The SensorAction program turns off your Raspberry Pi without shutting it down properly, which is something your mother probably told you never to do. The good news is that in extensive testing, we’ve not experienced any problems with this. However, if you want to make your Raspberry Pi totally safe in this situation, you should make its file system ‘read-only’, which means that it never changes during operation and therefore can’t be damaged by untimely power cuts. There are some good instructions from Adafruit here: hsmag.cc/UPgJSZ.
Note: making the operating system file store read-only does not prevent you creating a data logging application, but you would have to log the data to an external USB key or SD card and then dismount the storage device before killing the power.
If you are using a different device, such as an ESP8266 or an Arduino, you don’t need to worry about this as the software in them is inherently read-only.

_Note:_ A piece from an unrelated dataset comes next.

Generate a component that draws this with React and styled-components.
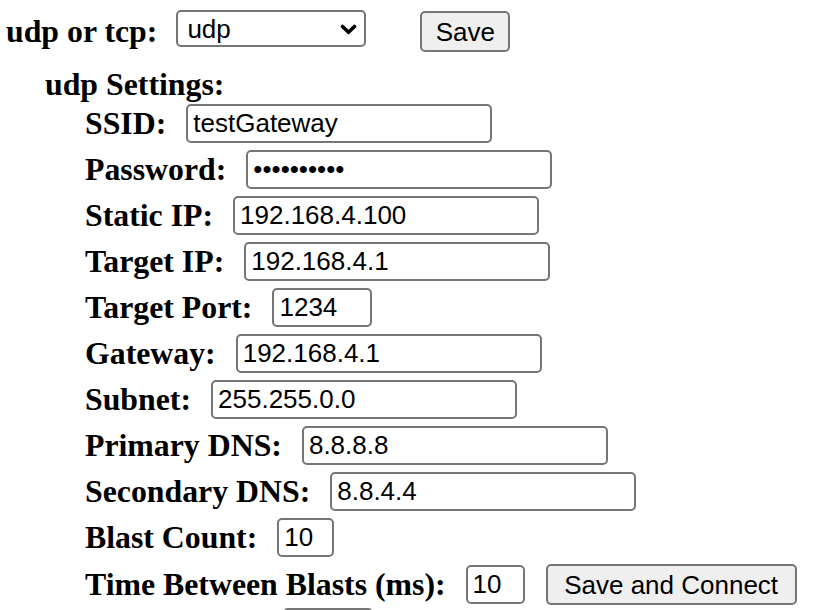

To get the program to run when the Raspberry Pi boots, use the Nano editor to add a line at the end of the rc.local file that runs your program.
sudo nano /etc/rc.local
Use the line above at the command prompt to start editing the rc.local file and add the following line at the end of the file:
python3 /home/pi/SensorAction.py &
This statement runs Python 3, opens the SensorAction.py file, and runs it. Don’t forget the ampersand (&) at the end of the command: this starts your program as a separate process, allowing the boot to complete. Now, when Raspberry Pi boots up, it will run your program and then shut itself down. You can find a full sample application on the GitHub pages for this project (hsmag.cc/Yx7q6t). It logs air temperature, pressure, and humidity to an MQTT endpoint at regular intervals. Now, go and start tracking that marrow temperature!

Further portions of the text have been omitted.